# [Exercise]
Check each line of the entries below for the string "index"; copy every line where it appears.

# [Record extracts]
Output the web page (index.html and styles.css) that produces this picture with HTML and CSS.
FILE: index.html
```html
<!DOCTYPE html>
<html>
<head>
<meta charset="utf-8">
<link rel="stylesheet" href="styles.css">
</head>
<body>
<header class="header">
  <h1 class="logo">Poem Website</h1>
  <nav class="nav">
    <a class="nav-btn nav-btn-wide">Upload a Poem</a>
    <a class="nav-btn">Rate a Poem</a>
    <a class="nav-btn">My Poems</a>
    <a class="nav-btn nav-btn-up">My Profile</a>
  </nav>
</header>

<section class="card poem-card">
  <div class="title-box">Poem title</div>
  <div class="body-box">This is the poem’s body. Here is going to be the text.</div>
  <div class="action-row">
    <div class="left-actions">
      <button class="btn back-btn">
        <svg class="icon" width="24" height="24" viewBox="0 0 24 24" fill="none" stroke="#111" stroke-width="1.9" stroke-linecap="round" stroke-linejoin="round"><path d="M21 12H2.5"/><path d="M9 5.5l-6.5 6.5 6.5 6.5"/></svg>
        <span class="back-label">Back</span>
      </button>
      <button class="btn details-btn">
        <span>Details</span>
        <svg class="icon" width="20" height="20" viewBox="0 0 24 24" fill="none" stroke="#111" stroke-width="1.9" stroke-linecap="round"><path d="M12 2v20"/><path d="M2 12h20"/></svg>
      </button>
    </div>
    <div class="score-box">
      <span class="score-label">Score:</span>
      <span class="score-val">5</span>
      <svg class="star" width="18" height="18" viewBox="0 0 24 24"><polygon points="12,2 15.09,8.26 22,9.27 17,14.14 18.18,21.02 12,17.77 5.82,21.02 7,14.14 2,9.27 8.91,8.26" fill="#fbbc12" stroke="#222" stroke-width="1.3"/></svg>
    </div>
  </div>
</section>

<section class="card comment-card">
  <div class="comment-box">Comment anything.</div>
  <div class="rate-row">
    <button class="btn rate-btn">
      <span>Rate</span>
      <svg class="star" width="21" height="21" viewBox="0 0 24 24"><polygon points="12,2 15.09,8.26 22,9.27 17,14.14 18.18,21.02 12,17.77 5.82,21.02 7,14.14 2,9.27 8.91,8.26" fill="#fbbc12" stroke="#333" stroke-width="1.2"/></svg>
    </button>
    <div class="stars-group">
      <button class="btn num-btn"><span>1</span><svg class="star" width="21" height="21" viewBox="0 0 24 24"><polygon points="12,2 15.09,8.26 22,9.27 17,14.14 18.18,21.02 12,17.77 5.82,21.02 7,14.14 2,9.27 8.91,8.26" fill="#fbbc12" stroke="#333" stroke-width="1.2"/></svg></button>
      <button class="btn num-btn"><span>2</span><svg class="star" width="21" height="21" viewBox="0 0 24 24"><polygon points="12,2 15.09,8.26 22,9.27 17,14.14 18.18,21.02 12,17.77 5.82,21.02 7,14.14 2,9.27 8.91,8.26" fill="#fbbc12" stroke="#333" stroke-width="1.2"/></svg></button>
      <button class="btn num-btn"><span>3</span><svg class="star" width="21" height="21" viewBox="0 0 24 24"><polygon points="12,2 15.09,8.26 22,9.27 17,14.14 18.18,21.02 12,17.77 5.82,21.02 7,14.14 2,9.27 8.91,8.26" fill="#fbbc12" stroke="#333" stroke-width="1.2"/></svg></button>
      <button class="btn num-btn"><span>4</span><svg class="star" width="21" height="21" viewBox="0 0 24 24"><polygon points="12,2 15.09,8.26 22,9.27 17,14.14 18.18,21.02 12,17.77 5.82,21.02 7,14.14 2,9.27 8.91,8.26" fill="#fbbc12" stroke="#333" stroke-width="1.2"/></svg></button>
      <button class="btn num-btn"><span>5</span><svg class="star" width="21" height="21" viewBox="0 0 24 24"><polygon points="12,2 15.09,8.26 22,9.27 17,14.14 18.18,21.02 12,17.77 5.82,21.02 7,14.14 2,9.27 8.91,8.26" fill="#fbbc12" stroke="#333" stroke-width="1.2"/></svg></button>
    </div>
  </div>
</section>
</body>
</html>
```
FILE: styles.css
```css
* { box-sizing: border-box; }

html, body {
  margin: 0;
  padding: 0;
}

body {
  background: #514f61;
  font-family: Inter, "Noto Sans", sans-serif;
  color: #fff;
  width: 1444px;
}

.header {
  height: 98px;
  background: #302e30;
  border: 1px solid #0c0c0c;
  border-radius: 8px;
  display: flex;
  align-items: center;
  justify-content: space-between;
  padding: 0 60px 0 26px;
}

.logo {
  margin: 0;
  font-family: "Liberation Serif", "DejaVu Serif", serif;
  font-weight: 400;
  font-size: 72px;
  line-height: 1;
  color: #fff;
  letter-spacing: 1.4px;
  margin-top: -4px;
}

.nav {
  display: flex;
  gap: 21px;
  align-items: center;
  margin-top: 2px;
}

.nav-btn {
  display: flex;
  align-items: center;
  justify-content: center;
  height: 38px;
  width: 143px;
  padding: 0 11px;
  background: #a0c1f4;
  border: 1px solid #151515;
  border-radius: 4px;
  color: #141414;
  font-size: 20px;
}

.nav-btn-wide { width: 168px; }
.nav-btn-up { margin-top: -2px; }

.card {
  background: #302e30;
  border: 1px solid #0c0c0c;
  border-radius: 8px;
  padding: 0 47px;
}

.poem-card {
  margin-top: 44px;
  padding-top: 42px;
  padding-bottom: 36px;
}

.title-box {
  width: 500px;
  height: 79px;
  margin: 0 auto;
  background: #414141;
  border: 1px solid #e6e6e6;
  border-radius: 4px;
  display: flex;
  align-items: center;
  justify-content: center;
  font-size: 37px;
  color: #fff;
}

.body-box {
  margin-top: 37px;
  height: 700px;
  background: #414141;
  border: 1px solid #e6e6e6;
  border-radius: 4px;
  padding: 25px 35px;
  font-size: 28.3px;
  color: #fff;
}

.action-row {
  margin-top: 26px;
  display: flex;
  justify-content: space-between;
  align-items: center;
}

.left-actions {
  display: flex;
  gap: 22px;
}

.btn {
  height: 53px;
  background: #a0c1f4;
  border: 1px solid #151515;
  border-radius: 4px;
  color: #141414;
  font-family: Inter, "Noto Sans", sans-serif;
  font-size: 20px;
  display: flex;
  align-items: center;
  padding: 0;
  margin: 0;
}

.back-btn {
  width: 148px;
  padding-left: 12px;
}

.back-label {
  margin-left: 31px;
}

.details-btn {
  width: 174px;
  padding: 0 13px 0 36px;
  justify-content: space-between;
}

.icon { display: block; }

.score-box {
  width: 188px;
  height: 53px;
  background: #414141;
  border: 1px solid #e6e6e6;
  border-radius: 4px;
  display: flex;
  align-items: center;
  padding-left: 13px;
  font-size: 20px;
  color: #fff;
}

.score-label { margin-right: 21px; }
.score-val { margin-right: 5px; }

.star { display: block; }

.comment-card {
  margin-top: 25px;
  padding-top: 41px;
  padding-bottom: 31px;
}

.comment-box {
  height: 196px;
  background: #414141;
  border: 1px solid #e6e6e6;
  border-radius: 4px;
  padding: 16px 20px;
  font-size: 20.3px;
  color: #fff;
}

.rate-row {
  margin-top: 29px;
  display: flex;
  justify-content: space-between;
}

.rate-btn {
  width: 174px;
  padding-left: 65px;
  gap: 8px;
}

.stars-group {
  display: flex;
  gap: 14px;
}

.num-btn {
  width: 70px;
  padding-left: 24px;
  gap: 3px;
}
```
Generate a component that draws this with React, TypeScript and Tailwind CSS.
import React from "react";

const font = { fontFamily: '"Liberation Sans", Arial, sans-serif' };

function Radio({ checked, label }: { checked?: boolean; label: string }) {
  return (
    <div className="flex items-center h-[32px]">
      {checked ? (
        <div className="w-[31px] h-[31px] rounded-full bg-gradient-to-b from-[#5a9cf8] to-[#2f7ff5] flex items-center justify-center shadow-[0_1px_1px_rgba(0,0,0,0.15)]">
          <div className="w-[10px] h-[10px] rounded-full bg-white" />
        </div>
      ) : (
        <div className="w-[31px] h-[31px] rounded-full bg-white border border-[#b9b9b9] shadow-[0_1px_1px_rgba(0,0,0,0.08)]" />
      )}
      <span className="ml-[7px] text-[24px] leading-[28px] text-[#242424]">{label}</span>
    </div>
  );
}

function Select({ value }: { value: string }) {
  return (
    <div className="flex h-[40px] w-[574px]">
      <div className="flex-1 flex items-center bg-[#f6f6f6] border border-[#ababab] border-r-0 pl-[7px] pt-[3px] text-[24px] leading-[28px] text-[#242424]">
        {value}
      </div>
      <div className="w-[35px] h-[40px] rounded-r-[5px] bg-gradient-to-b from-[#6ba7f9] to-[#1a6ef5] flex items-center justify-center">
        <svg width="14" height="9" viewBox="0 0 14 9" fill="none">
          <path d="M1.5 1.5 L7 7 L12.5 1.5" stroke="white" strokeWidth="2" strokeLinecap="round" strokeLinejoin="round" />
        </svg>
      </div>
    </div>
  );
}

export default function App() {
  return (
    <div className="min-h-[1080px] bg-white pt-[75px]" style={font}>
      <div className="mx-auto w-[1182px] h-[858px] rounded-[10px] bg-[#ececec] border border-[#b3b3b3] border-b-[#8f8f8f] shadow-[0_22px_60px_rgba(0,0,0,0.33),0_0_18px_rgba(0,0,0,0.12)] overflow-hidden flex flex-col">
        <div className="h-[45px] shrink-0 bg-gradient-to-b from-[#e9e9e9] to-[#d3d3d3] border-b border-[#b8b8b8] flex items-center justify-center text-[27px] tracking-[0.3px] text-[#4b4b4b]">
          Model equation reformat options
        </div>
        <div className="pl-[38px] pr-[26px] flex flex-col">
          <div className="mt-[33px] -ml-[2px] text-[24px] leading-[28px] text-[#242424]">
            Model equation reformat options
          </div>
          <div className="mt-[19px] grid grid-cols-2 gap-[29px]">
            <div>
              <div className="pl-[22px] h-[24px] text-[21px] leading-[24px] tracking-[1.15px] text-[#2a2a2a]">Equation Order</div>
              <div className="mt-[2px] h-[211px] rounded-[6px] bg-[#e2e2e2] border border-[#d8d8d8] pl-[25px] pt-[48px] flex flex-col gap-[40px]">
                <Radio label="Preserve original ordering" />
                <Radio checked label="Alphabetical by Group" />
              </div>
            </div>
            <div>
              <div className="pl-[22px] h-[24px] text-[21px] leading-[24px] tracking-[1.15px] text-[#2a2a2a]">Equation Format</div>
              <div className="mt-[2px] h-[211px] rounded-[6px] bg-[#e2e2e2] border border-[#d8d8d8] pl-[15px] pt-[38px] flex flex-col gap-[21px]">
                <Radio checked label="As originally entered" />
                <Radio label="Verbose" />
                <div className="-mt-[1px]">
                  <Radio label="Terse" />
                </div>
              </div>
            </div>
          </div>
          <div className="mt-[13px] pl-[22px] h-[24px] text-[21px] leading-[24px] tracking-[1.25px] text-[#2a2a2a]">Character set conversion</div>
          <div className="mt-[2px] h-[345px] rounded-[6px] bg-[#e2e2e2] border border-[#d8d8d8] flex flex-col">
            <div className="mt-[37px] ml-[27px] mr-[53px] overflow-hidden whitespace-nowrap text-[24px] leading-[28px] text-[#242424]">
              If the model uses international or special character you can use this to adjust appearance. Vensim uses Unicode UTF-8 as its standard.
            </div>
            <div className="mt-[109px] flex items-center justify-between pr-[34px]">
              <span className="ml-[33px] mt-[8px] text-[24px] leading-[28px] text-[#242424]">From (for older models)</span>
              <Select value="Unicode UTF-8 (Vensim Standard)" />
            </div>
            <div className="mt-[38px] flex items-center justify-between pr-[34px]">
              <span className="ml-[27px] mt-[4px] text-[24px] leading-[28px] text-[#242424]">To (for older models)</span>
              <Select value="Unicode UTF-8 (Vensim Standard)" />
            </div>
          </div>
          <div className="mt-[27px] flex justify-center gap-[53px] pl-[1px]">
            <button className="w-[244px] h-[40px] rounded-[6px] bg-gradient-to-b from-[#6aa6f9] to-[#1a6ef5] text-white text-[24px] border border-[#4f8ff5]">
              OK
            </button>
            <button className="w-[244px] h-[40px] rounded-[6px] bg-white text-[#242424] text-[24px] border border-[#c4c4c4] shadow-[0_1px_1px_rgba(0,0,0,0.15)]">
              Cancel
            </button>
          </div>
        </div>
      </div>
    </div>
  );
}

# [Exercise solution]
Output the web page (index.html and styles.css) that produces this picture with HTML and CSS.
FILE: index.html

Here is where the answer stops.